Hugh White responded here at Lowy that this behavior is a part of China’s larger plan to slowly push the US out of the Asian region. China has learned from the Soviet Union – instead of confronting the US directly and provoking a big response, the Chinese are looking for small cracks, like the Senkaku Islands or Scarborough Shoal. These pressure points fall below the American radar; America, it is often said, will not go to war over some uninhabited rocks in the western Pacific. But on the other hand, by bullying neighbors over these low stakes and winning, China sets a precedent and reinforces its image as the emerging regional power. This is a ‘death by a thousand cuts’ or ‘creeping normality’ strategy: China is slowly reconfiguring the east Asian board by small moves, none of which is big enough to cause a breach, but which in toto change the status quo in its favor.

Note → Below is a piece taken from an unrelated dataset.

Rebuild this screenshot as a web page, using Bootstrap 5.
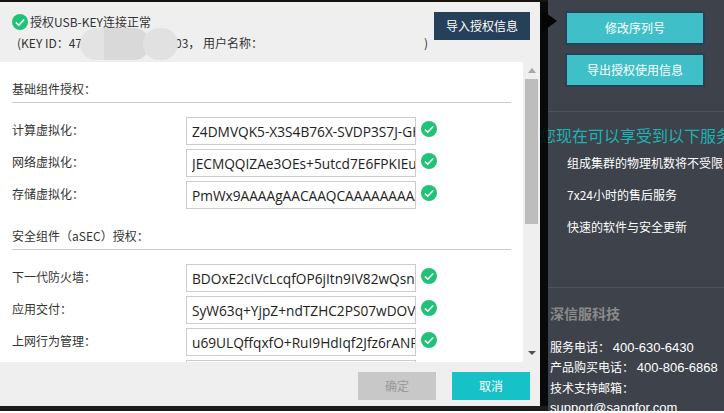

If White is correct, then the peaceful rise is indeed over, and east Asia looks likely to conform to realist models that project Wilhelmine Germany onto modern China. The militarized pivot should then continue, the US should indeed to prepare to fight over some ‘uninhabited rocks,’ and containment is likely. Before we go down this frightening road however, there are alternative, domestic explanations for China’s recent behavior, which flow from ‘Hanlon’s razor’: never attribute to conspiracy that which can be just as easily explained by incompetence. In the context of China’s rise, what looks to White like a larger plan to push out the US may be far less organized and coherent – the outcome of a series of domestic factional battles in a new administration rushing to establish itself, control its military, and legitimate itself to a cynical population. We may be seeing more coherence in Chinese foreign policy than is really there.

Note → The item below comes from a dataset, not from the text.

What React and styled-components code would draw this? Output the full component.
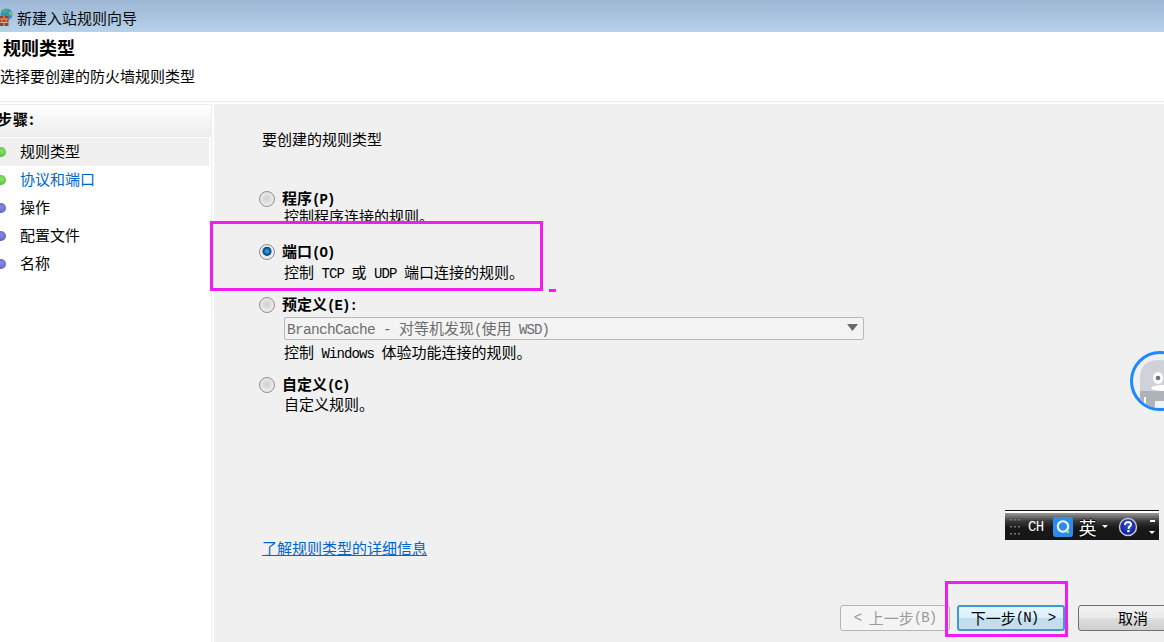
import React from 'react';
import styled, { createGlobalStyle } from 'styled-components';

const Global = createGlobalStyle`
  html, body { margin: 0; padding: 0; background: #fff; overflow: hidden; }
  body { font-family: "Noto Sans CJK SC", "Liberation Sans", sans-serif; font-size: 15px; color: #000; }
`;
const Root = styled.div`position: relative; width: 1164px; height: 642px; overflow: hidden; display: flex; flex-direction: column; background: #fff;`;
const TitleBar = styled.div`height: 32px; flex: none; display: flex; align-items: center; gap: 4px; background: linear-gradient(#9db6d4, #b6d1ea); padding-top: 3px; box-sizing: border-box;`;
const TitleText = styled.span`font-size: 15px; line-height: 20px; color: #0a0a0a;`;
const Header = styled.div`height: 70px; flex: none; box-sizing: border-box; border-bottom: 1px solid #e8e8e8;`;
const HeadTitle = styled.div`font-size: 18px; font-weight: 700; line-height: 24px; margin: 3px 0 0 3px;`;
const HeadSub = styled.div`font-size: 15px; line-height: 20px; margin-top: 7px;`;
const Body = styled.div`flex: 1; min-height: 0; display: flex; margin-top: 2px;`;
const Side = styled.div`width: 212px; flex: none; box-sizing: border-box; border: 1px solid #ececec; border-left: 0; border-bottom: 0;`;
const StepsHead = styled.div`height: 32px; margin-bottom: 1px; box-sizing: border-box; padding-bottom: 4px; display: flex; align-items: center; font-weight: 700; font-size: 15px; line-height: 20px; background: linear-gradient(#fff, #ececec);`;
const StepsLabel = styled.span`margin-left: -3px; letter-spacing: 1px;`;
const StepRow = styled.div`height: 28px; width: 209px; box-sizing: border-box; padding-bottom: 2px; display: flex; align-items: center; gap: 14px; font-size: 15px; line-height: 20px; background: ${p => p.$active ? '#f0f0f0' : 'transparent'}; color: ${p => p.$link ? '#0066cc' : '#000'};`;
const Bullet = styled.span`width: 10px; height: 10px; margin-left: -4px; margin-top: 2px; border-radius: 50%; flex: none; background: ${p => p.$done ? 'radial-gradient(circle at 55% 40%, #90e070, #3cb528)' : 'radial-gradient(circle at 55% 40%, #8a8ae0, #5252c0)'};`;
const Main = styled.div`flex: 1; margin-left: 2px; background: #f0f0f0; display: flex; flex-direction: column; padding: 25px 0 11px 45px; min-width: 0;`;
const Heading = styled.div`line-height: 20px; height: 20px; margin-left: 3px;`;
const OptionRow = styled.div`display: flex; align-items: center; gap: 7px; height: 20px; line-height: 18px; font-weight: 700; flex: none; margin-top: ${p => p.$mt || 0}px;`;
const Radio = styled.span`width: 16px; height: 16px; border-radius: 50%; flex: none; box-sizing: border-box; border: 1px solid #8f8f8f;
  background: ${p => p.$on ? 'radial-gradient(circle at 50% 45%, #3fb0e8 0, #0e5f98 30%, #0b4a7a 40%, #e6e6e6 47%, #f6f6f6 100%)' : 'radial-gradient(circle at 50% 45%, #cfcfcf 0, #e2e2e2 45%, #f8f8f8 100%)'};`;
const OptionLabel = styled.span`margin-bottom: 2px;`;
const Desc = styled.div`height: 18px; flex: none; line-height: 18px; margin-left: 25px; margin-top: ${p => p.$mt || 0}px; white-space: pre;`;
const Lat = styled.span`font-family: "Liberation Mono", monospace; font-size: 14px; letter-spacing: -0.9px; line-height: 0; white-space: pre;`;
const SelectLat = styled(Lat)`font-size: 14.5px; letter-spacing: -0.7px;`;
const NextCaret = styled(Lat)`margin-left: 2px;`;
const Highlight = styled.div`position: relative; flex: none; box-sizing: border-box; width: 333px; height: 70px; margin: -4px 0 0 -49px; padding: 18px 0 0 46px; border: 3px solid #f01cf0; background: #f0f0f0;`;
const PredefRow = styled(OptionRow)`margin-top: 4px;`;
const Select = styled.div`width: 580px; height: 23px; flex: none; box-sizing: border-box; margin: 2px 0 0 25px; padding: 0 5px 2px 2px; display: flex; align-items: center; justify-content: space-between; border: 1px solid #b4b8b8; border-radius: 2px; background: #f3f3f3; color: #6d6d6d; font-size: 15px; line-height: 18px;`;
const LinkText = styled.a`margin: 125px 0 0 3px; line-height: 20px; height: 20px; color: #0066cc; text-decoration: underline; align-self: flex-start;`;
const Footer = styled.div`margin-top: auto; display: flex; justify-content: flex-end; margin-right: -24px;`;
const Btn = styled.button`height: 26px; box-sizing: border-box; font: inherit; font-size: 15px; line-height: 18px; padding: 0; border-radius: 3px; display: flex; align-items: center; justify-content: center; white-space: pre;`;
const BackBtn = styled(Btn)`width: 110px; border: 1px solid #b5b5b5; background: #f4f4f4; color: #9a9a9a;`;
const NextBtn = styled(Btn)`width: 108px; margin-left: 7px; padding-left: 4px; border: 2px solid #3c9ccf; background: linear-gradient(#e6f5fd 0, #d9f0fc 50%, #bedfee 52%, #c9dde6 100%); color: #000;`;
const CancelBtn = styled(Btn)`width: 110px; margin-left: 13px; border: 1px solid #707070; background: linear-gradient(#f2f2f2 0, #ebebeb 50%, #dddddd 52%, #cfcfcf 100%); color: #000;`;
const NextMark = styled.div`position: absolute; left: 945px; top: 581px; width: 123px; height: 56px; box-sizing: border-box; border: 3px solid #f01cf0;`;
const Dash = styled.div`position: absolute; left: 549px; top: 289px; width: 7px; height: 3px; background: #f01cf0;`;
const Bot = styled.div`position: absolute; left: 1130px; top: 351px; width: 60px; height: 60px; box-sizing: border-box; border: 3px solid #1e88ff; border-radius: 50%; background: #f0f0f0; overflow: hidden;`;
const Ime = styled.div`position: absolute; left: 1005px; top: 510px; width: 154px; height: 30px; box-sizing: border-box; border-top: 1px solid #111; padding-top: 2px; background: #fff;`;
const ImeInner = styled.div`height: 100%; background: linear-gradient(#9a9a9a 0, #3a3a3a 30%, #181818 55%, #161616 100%); display: flex; align-items: center;`;
const ImeCh = styled.span`font-family: "Liberation Mono", monospace; font-size: 14px; letter-spacing: -0.6px; color: #fff; margin-left: 7px;`;
const ImeYing = styled.span`font-size: 18px; line-height: 20px; color: #fff; margin-left: 6px; text-shadow: 1px 0 0 #000, -1px 0 0 #000, 0 1px 0 #000, 0 -1px 0 #000;`;
const ImeCaret = styled.span`width: 0; height: 0; border: 3px solid transparent; border-top: 3px solid #fff; border-bottom: 0; margin-left: 5px; flex: none;`;
const ImeMarks = styled.span`display: flex; flex-direction: column; gap: 9px; margin-left: 12px; width: 5px; align-items: center; flex: none;`;
const ImeDash = styled.span`width: 5px; height: 2px; background: #fff;`;
const MarkCaret = styled(ImeCaret)`margin-left: 0;`;

const WallIcon = () => (
  <svg width="13" height="19" viewBox="0 0 13 19" style={{flex:'none'}}>
    <circle cx="6.500" cy="6.500" r="6" fill="#2f8fd0"/>
    <path d="M1.500 3.500 Q4 0.500 8 1 L7 4.500 L3 5.500Z" fill="#4fb04f"/>
    <path d="M9 2.500 L12.500 5 L12 8 L9 6.500Z" fill="#70c070"/>
    <rect x="0" y="8" width="8.500" height="10" fill="#9a4028"/>
    <path d="M0 11h8.500M0 14.500h8.500M4 8v3M2 11v3.500M6 11v3.500M4 14.500v3.500" stroke="#d8a890" strokeWidth="1" fill="none"/>
  </svg>
);
const QLogo = () => (
  <svg width="20" height="20" viewBox="0 0 20 20" style={{marginLeft:9, flex:'none'}}>
    <rect width="20" height="20" rx="3" fill="#2e8bf0"/>
    <circle cx="10" cy="9.500" r="5.200" fill="none" stroke="#fff" strokeWidth="2"/>
    <rect x="13.500" y="13.500" width="2.500" height="2.500" fill="#b8e04a"/>
  </svg>
);
const Help = () => (
  <svg width="20" height="20" viewBox="0 0 20 20" style={{marginLeft:10, flex:'none'}}>
    <defs><radialGradient id="hb" cx="50%" cy="40%" r="60%"><stop offset="0" stopColor="#3a4fe0"/><stop offset="1" stopColor="#0a1a90"/></radialGradient></defs>
    <circle cx="10" cy="10" r="8.500" fill="url(#hb)" stroke="#c8c8c8" strokeWidth="1.500"/>
    <path d="M7 8 Q7 5 10 5 Q13 5 13 7.500 Q13 9 11 10 L10.500 12" stroke="#fff" strokeWidth="2" fill="none"/>
    <rect x="9.300" y="13" width="2.200" height="2.200" fill="#fff"/>
  </svg>
);
const Dots = () => (
  <svg width="12" height="18" viewBox="0 0 12 18" style={{marginLeft:4, flex:'none'}}>
    <path d="M1 1h2v1.500H1zM5 1h2v1.500H5zM9 1h2v1.500H9zM1 8h2v1.500H1zM5 8h2v1.500H5zM9 8h2v1.500H9zM1 15h2v1.500H1zM5 15h2v1.500H5zM9 15h2v1.500H9z" fill="#777"/>
  </svg>
);
const BotFace = () => (
  <svg width="54" height="54" viewBox="0 0 54 54">
    <path d="M7 54 V24 Q7 6 26 6 Q45 6 45 24 V54Z" fill="#cfd3d9"/>
    <rect x="7" y="37" width="40" height="17" fill="#aeb3ba"/>
    <ellipse cx="25" cy="24" rx="5" ry="6" fill="#fff"/>
    <circle cx="25" cy="24" r="2.300" fill="#70757d"/>
    <ellipse cx="30" cy="34" rx="12" ry="3" fill="#fff"/>
    <rect x="22" y="47" width="12" height="7" fill="#f0f4f8"/>
    <rect x="11" y="43" width="2" height="8" fill="#fff"/>
  </svg>
);
const Arrow = () => (
  <svg width="11" height="7" viewBox="0 0 11 7" style={{flex:'none'}}><path d="M0 0h11L5.500 7z" fill="#6a6a6a"/></svg>
);

const steps = [
  { t: '规则类型', done: true, active: true },
  { t: '协议和端口', done: true, link: true },
  { t: '操作' },
  { t: '配置文件' },
  { t: '名称' },
];

export default function App() {
  return (
    <Root>
      <Global />
      <TitleBar><WallIcon /><TitleText>新建入站规则向导</TitleText></TitleBar>
      <Header>
        <HeadTitle>规则类型</HeadTitle>
        <HeadSub>选择要创建的防火墙规则类型</HeadSub>
      </Header>
      <Body>
        <Side>
          <StepsHead><StepsLabel>步骤:</StepsLabel></StepsHead>
          {steps.map(s => (
            <StepRow key={s.t} $active={s.active} $link={s.link}>
              <Bullet $done={s.done} />{s.t}
            </StepRow>
          ))}
        </Side>
        <Main>
          <Heading>要创建的规则类型</Heading>
          <OptionRow $mt={40}><Radio /><OptionLabel>程序<Lat>(P)</Lat></OptionLabel></OptionRow>
          <Desc $mt={-2}>控制程序连接的规则。</Desc>
          <Highlight>
            <OptionRow><Radio $on /><OptionLabel>端口<Lat>(O)</Lat></OptionLabel></OptionRow>
            <Desc $mt={1}>控制<Lat> TCP </Lat>或<Lat> UDP </Lat>端口连接的规则。</Desc>
          </Highlight>
          <PredefRow><Radio /><OptionLabel>预定义<Lat>(E):</Lat></OptionLabel></PredefRow>
          <Select>
            <span><SelectLat>BranchCache - </SelectLat>对等机发现<Lat>(</Lat>使用<Lat> WSD)</Lat></span>
            <Arrow />
          </Select>
          <Desc $mt={3}>控制<Lat> Windows </Lat>体验功能连接的规则。</Desc>
          <OptionRow $mt={14}><Radio /><OptionLabel>自定义<Lat>(C)</Lat></OptionLabel></OptionRow>
          <Desc>自定义规则。</Desc>
          <LinkText>了解规则类型的详细信息</LinkText>
          <Footer>
            <BackBtn><Lat>{'< '}</Lat>上一步<Lat>(B)</Lat></BackBtn>
            <NextBtn>下一步<Lat>(N) </Lat><NextCaret>&gt;</NextCaret></NextBtn>
            <CancelBtn>取消</CancelBtn>
          </Footer>
        </Main>
      </Body>
      <Dash />
      <NextMark />
      <Bot><BotFace /></Bot>
      <Ime>
        <ImeInner>
          <Dots />
          <ImeCh>CH</ImeCh>
          <QLogo />
          <ImeYing>英</ImeYing>
          <ImeCaret />
          <Help />
          <ImeMarks><ImeDash /><MarkCaret /></ImeMarks>
        </ImeInner>
      </Ime>
    </Root>
  );
}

Alternative explanations would note that China is not governed very well, with a lot of factionalism, military-civilian rivalry, confused lines of the authority between the state and party, widespread corruption, and so on. Such explanations would also capture why China, as Brad has noted, has persisted on this hazardous course despite pushing the neighbors toward America. If White is correct, these Chinese actions should dent the US alliance system and push neighbors to equivocate out of fear. But that is not what appears to be happening. Instead, the neighborhood is drifting toward the US. So why continue, unless foreign policy belligerence serves other, domestic needs?

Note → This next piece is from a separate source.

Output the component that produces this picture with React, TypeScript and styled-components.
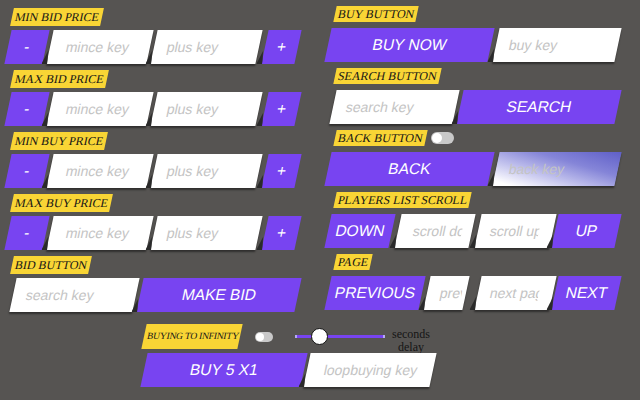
import styled, { createGlobalStyle, css } from "styled-components";

const PURPLE = "#7844f1";
const YELLOW = "#f9d535";

const GlobalStyle = createGlobalStyle`
  html, body { margin: 0; padding: 0; background: #565452; }
  body {
    width: 640px;
    height: 400px;
    overflow: hidden;
    font-family: "Liberation Sans", Arial, sans-serif;
  }
  * { box-sizing: border-box; }
`;

const Page = styled.div`
  width: 640px;
  height: 400px;
  padding: 6px 0 0 8px;
  display: flex;
  flex-direction: column;
`;

const Columns = styled.div`
  display: flex;
  gap: 30px;
`;

const Column = styled.div<{ $top: number }>`
  width: 290px;
  display: flex;
  flex-direction: column;
  gap: 6px;
  padding-top: ${(p) => p.$top}px;
`;

const Section = styled.div<{ $labelGap: number }>`
  display: flex;
  flex-direction: column;
  gap: ${(p) => p.$labelGap}px;
`;

const LabelLine = styled.div`
  display: flex;
  align-items: center;
  gap: 5px;
`;

const Label = styled.div<{ $h: number; $ml?: number; $size?: number; $w?: number }>`
  align-self: flex-start;
  height: ${(p) => p.$h}px;
  width: ${(p) => (p.$w ? `${p.$w}px` : "auto")};
  margin-left: ${(p) => p.$ml ?? 0}px;
  padding: 0 3px;
  background: ${YELLOW};
  transform: skewX(-12deg);
  font-family: "Liberation Serif", "Times New Roman", serif;
  font-size: ${(p) => p.$size ?? 12}px;
  line-height: ${(p) => p.$h}px;
  letter-spacing: ${(p) => ((p.$size ?? 12) < 10 ? "-0.2px" : "0")};
  text-align: center;
  color: #161616;
  white-space: nowrap;
`;

const Row = styled.div`
  display: flex;
  height: 34px;
`;

const item = css<{ $w: number; $gap?: number }>`
  position: relative;
  flex: 0 0 ${(p) => p.$w}px;
  width: ${(p) => p.$w}px;
  height: 100%;
  margin: 0 0 0 ${(p) => p.$gap ?? 0}px;
  transform: skewX(-12deg);
  border: none;
  outline: none;

  &:not(:first-child)::before {
    content: "";
    position: absolute;
    left: -5px;
    bottom: 0;
    width: 6px;
    height: 13px;
    background: #2a2a2a;
    clip-path: polygon(0 100%, 65% 0, 100% 100%);
  }
`;

const Button = styled.button<{ $w: number; $gap?: number }>`
  ${item}
  padding: 0;
  background: ${PURPLE};
  color: #fff;
  font-family: "Liberation Sans", Arial, sans-serif;
  font-size: 15.5px;
  text-align: center;
  cursor: pointer;
`;

const Field = styled.label<{ $w: number; $gap?: number; $focus?: boolean }>`
  ${item}
  display: block;
  background: ${(p) =>
    p.$focus
      ? "linear-gradient(to bottom left, #5f5fc8 0%, #8585d8 35%, #c4c4ee 65%, #ffffff 92%)"
      : "#ffffff"};
  box-shadow: 0 2px 2px rgba(0, 0, 0, 0.45);
`;

const FieldInput = styled.input<{ $pad?: number; $padR?: number }>`
  width: 100%;
  height: 100%;
  border: none;
  outline: none;
  background: transparent;
  padding: 0 ${(p) => p.$padR ?? 13}px 0 ${(p) => p.$pad ?? 14}px;
  font-family: "Liberation Sans", Arial, sans-serif;
  font-size: 14px;
  color: #333;

  &::placeholder {
    color: #c4c4c4;
  }
`;

const Toggle = styled.span<{ $w: number; $h: number; $ml?: number }>`
  position: relative;
  display: inline-block;
  flex: 0 0 auto;
  width: ${(p) => p.$w}px;
  height: ${(p) => p.$h}px;
  margin-left: ${(p) => p.$ml ?? 0}px;
  border-radius: ${(p) => p.$h / 2}px;
  background: #c9c9c9;

  &::after {
    content: "";
    position: absolute;
    left: 1px;
    top: 1px;
    width: ${(p) => p.$h - 2}px;
    height: ${(p) => p.$h - 2}px;
    border-radius: 50%;
    background: #fff;
  }
`;

const Slider = styled.div`
  position: relative;
  width: 90px;
  height: 3px;
  margin-left: 22px;
  background: ${PURPLE};
  border-left: 2px solid #b4aaf4;
  border-right: 2px solid #b4aaf4;
`;

const Thumb = styled.span<{ $pos: number }>`
  position: absolute;
  top: 50%;
  left: ${(p) => p.$pos}px;
  width: 17px;
  height: 17px;
  margin-top: -8.5px;
  border-radius: 50%;
  background: #fff;
  border: 1px solid #111;
`;

const DelayNote = styled.div`
  margin: 8px 0 0 7px;
  font-family: "Liberation Serif", "Times New Roman", serif;
  font-size: 12px;
  line-height: 13px;
  color: #151515;
  text-align: center;
`;

const Bottom = styled.div`
  margin: 12px 0 0 136px;
  display: flex;
  flex-direction: column;
  gap: 4px;
`;

const ControlLine = styled.div`
  display: flex;
  align-items: center;
  height: 25px;
`;

type PriceProps = { title: string };

const PriceBlock = ({ title }: PriceProps) => (
  <Section $labelGap={4}>
    <Label $h={18} $ml={4}>
      {title}
    </Label>
    <Row>
      <Button $w={38}>-</Button>
      <Field $w={100} $gap={4}>
        <FieldInput placeholder="mince key" $pad={16} />
      </Field>
      <Field $w={105} $gap={4}>
        <FieldInput placeholder="plus key" $pad={13} />
      </Field>
      <Button $w={33} $gap={6}>
        +
      </Button>
    </Row>
  </Section>
);

export default function App() {
  return (
    <>
      <GlobalStyle />
      <Page>
        <Columns>
          <Column $top={2}>
            <PriceBlock title="MIN BID PRICE" />
            <PriceBlock title="MAX BID PRICE" />
            <PriceBlock title="MIN BUY PRICE" />
            <PriceBlock title="MAX BUY PRICE" />
            <Section $labelGap={4}>
              <Label $h={18} $ml={4}>
                BID BUTTON
              </Label>
              <Row>
                <Field $w={123} $gap={5}>
                  <FieldInput placeholder="search key" $pad={13} />
                </Field>
                <Button $w={158} $gap={4}>
                  MAKE BID
                </Button>
              </Row>
            </Section>
          </Column>

          <Column $top={0}>
            <Section $labelGap={6}>
              <Label $h={16} $ml={7}>
                BUY BUTTON
              </Label>
              <Row>
                <Button $w={163}>BUY NOW</Button>
                <Field $w={122} $gap={5}>
                  <FieldInput placeholder="buy key" $pad={13} />
                </Field>
              </Row>
            </Section>
            <Section $labelGap={6}>
              <Label $h={16} $ml={7}>
                SEARCH BUTTON
              </Label>
              <Row>
                <Field $w={123} $gap={5}>
                  <FieldInput placeholder="search key" $pad={13} />
                </Field>
                <Button $w={158} $gap={4}>
                  SEARCH
                </Button>
              </Row>
            </Section>
            <Section $labelGap={6}>
              <LabelLine>
                <Label $h={16} $ml={7}>
                  BACK BUTTON
                </Label>
                <Toggle $w={23} $h={12} />
              </LabelLine>
              <Row>
                <Button $w={163}>BACK</Button>
                <Field $w={122} $gap={5} $focus>
                  <FieldInput placeholder="back key" $pad={13} />
                </Field>
              </Row>
            </Section>
            <Section $labelGap={6}>
              <Label $h={16} $ml={7}>
                PLAYERS LIST SCROLL
              </Label>
              <Row>
                <Button $w={64}>DOWN</Button>
                <Field $w={74} $gap={6}>
                  <FieldInput placeholder="scroll down key" $pad={15} $padR={10} />
                </Field>
                <Field $w={75} $gap={6}>
                  <FieldInput placeholder="scroll up key" $pad={12} $padR={14} />
                </Field>
                <Button $w={63} $gap={2}>
                  UP
                </Button>
              </Row>
            </Section>
            <Section $labelGap={6}>
              <Label $h={16} $ml={7}>
                PAGE
              </Label>
              <Row>
                <Button $w={94}>PREVIOUS</Button>
                <Field $w={39} $gap={5}>
                  <FieldInput placeholder="previous page key" $pad={13} $padR={4} />
                </Field>
                <Field $w={75} $gap={12}>
                  <FieldInput placeholder="next page key" $pad={12} $padR={14} />
                </Field>
                <Button $w={63} $gap={2}>
                  NEXT
                </Button>
              </Row>
            </Section>
          </Column>
        </Columns>

        <Bottom>
          <ControlLine>
            <Label $h={25} $w={96} $size={9.5}>
              BUYING TO INFINITY
            </Label>
            <Toggle $w={18} $h={10} $ml={15} />
            <Slider>
              <Thumb $pos={14} />
            </Slider>
            <DelayNote>
              seconds
              <br />
              delay
            </DelayNote>
          </ControlLine>
          <Row>
            <Button $w={160}>BUY 5 X1</Button>
            <Field $w={126} $gap={3}>
              <FieldInput placeholder="loopbuying key" $pad={17} />
            </Field>
          </Row>
        </Bottom>
      </Page>
    </>
  );
}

I can think of two internal explanations, one focused on the new Xi Jinping government’s need for legitimacy, and a second on the Chinese Communist Party’s (CCP) flagging raison d’etre:
1. Tension with the neighborhood is new premier Xi’s sop to the military and its hawks
I made a similar argument last year about the expansion of the China’s Air Defense Identification Zone. We know that late communist systems factionalize; indeed authoritarian systems generally factionalize as they age. Internal rivalries and power struggles are the inevitable outcome of governance systems without elections. No one knows who enjoys popular support, who is really up or really down. There is no barometer. And when the great leader finally passes, there are strong incentives for all parties to settle on a confused, power struggle-prone oligarchy to avoid the harshness and arbitrariness of the autocracy.
This is where China is today. Post-Mao and post-Deng, no one rules undisputedly and the factional split of the CCP into the ‘Shanghai’ coastal clique of modernizing princelings against retro-Maoist hinterland populists is well-known now. (Xi is of the former group.) And neither can hold power without the support of the People’s Liberation Army (PLA). Since Tiananmen Square, the party cannot risk alienating the military.
Xi is new. He did not emerge without a fight. He almost certainly made promises to the PLA in order to win the factional power struggle. The PLA is arguably the most hawkish, anti-American faction in the government. Xi is also surmised to have a greater interest in foreign affairs because of his creation of a ‘national security council.’ He needs some manner of legitimating ideology, and ‘more growth’ will not do the trick anymore. It is widely understood now that China’s growth is slowing, and that unrestrained headline growth has generated massive negative environmental and social externalities.
In such a context, ‘naval nationalism’ is not a bad legitimating choice. It keeps the PLA happy and solidifies its support of his premiership. It covers for the inevitable slow-down in growth, and appeals to Xi’s desire for China to play a larger role in world affairs and accrue greater respect.
2. The CCP is effectively obsolete and needs something to forestall multiparty elections, such as nationalism and fights with neighbors
The primary goals of the CCP since the beginning of the republic were to maintain China’s territorial integrity and pull China back to the global esteem it enjoyed before the ‘one hundred years of humiliation.’ The tool to do this was modernization – first (failed) communist, then later capitalist growth. By any reasonable measure, China and the party have done this. China has not spun apart; China is now a middle income state and the world’s second largest GDP. It is now feared globally, if not loved. Its growth trajectory for the future is good. Barring some cataclysm, it seems fair to project several more decades of growth above 5%. Indeed, the only big CCP objective unfilled is unification with Taiwan.
Ironically then the CCP has succeeded to the point where it is longer necessary, specifically to the point where single-party rule for developmental purposes can no longer be justified. China is not really a poor country anymore. The ‘Asian developmentalist’ argument that democracy obstructs growth no longer holds. China is either now, or will shortly, be ready for democracy – its citizens are now educated and wealthy enough that paternalist arguments for party guidance no longer make sense (if they ever did).
But single-party states rarely just give up. And the CCP, while developing China, has also abused it. An embarrassing truth-and-reconciliation process and jail-time awaited the old regime in South Africa; one could imagine the same and more in China. So if they party lacks its old economic and prestige arguments for one-party rule, then how about nationalism? Patriotic education has been the de facto national ideology since communism collapsed with the Cold War’s end and Tiananmen. Xi’s maritime nationalism fits this well. Better tension than transition.
China’s bullying of its neighbors is worrisome. And White may be right that it is a part of a larger Chinese regional strategy to push the US out. But communist states are often badly factionalized actors. Indeed stalinist political concentration, without elections, encourages it. There may be internal reasons explaining recent Chinese belligerence.”